We have included treatment planning CT, PET, and MRI (T1w mDixon and T2w) images for 567 HNC patients with a wide variety of tumor sites (larynx, pharynx, oral cavity, sinonasal, and salivary gland carcinomas). GTV-T and GTV-N clinical delineations were treated as two separate DL targets. The data was randomly split into training(n=375), validation(n=95), and test sets(n=97).
To simulate user input clicks, we generated a dot of random size between 5 and 10 mm³ at a random location inside each distinct target volume. We used this simulated user feed in conjunction with CT, PET, T1w, and T2w MRI scans as inputs to a 3D UNet. We compared the segmentation results to the UNet using only the scans as input.

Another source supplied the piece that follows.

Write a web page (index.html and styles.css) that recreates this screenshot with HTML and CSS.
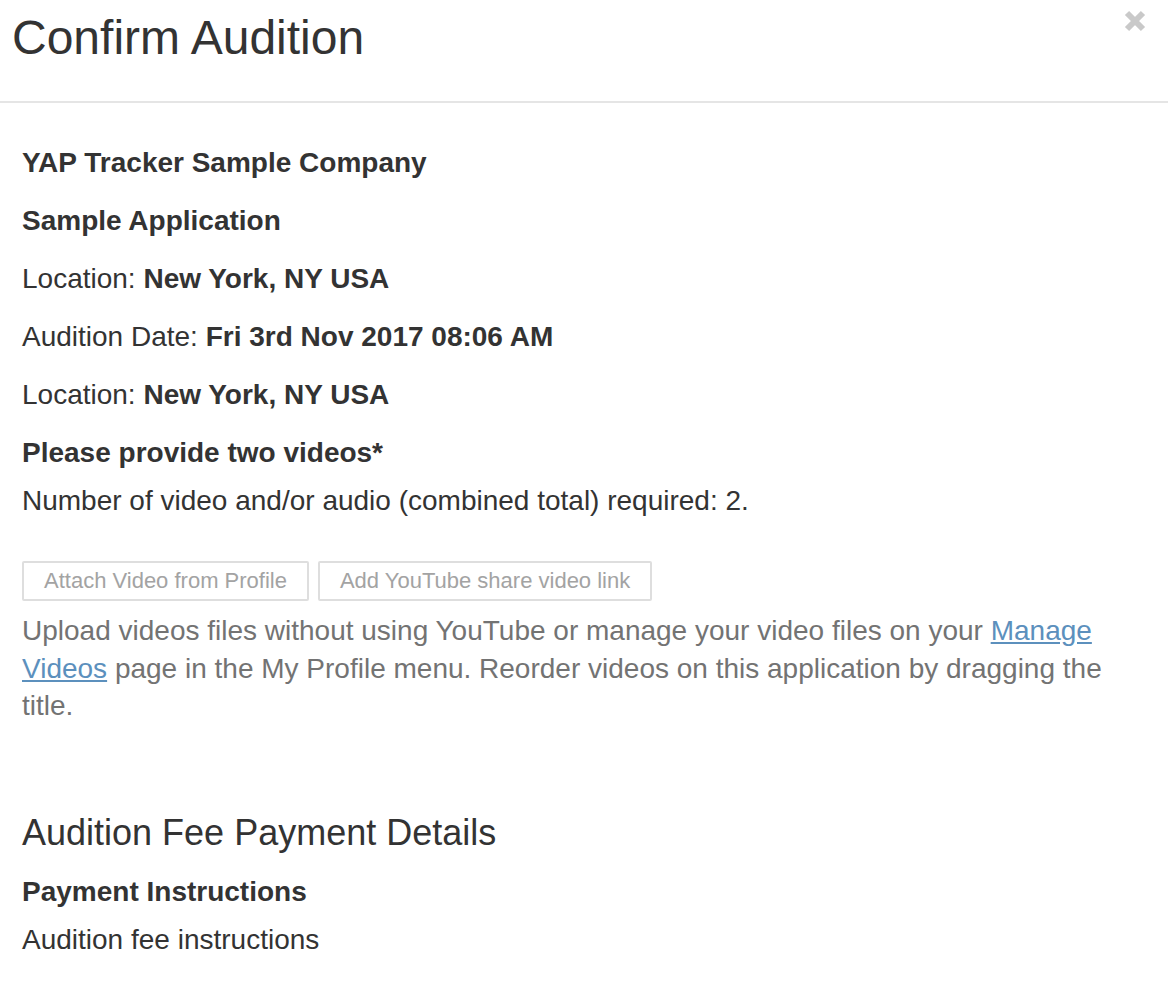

We evaluated the detection ratio(%) on all the distinct GTV-Ts and GTV-Ns. The segmentation performance was evaluated using Dice Similarity Coefficient(Dice), Hausdorff distance 95%(HD95), mean surface distance(MSD), and Surface-Dice with 2mm tolerance. The voxel-based false discovery rate (FDR) and false negative rate (FNR) were used to measure false segmentation and compared using a Wilcoxon signed-rank test(p<0.05). FDR can be interpreted as an indicator of false positive segmentations, whereas FNR indicates false negative segmentations. For all metrics, the mean and 95% confidence interval (CI95, bootstrapping 10000 samples) were reported.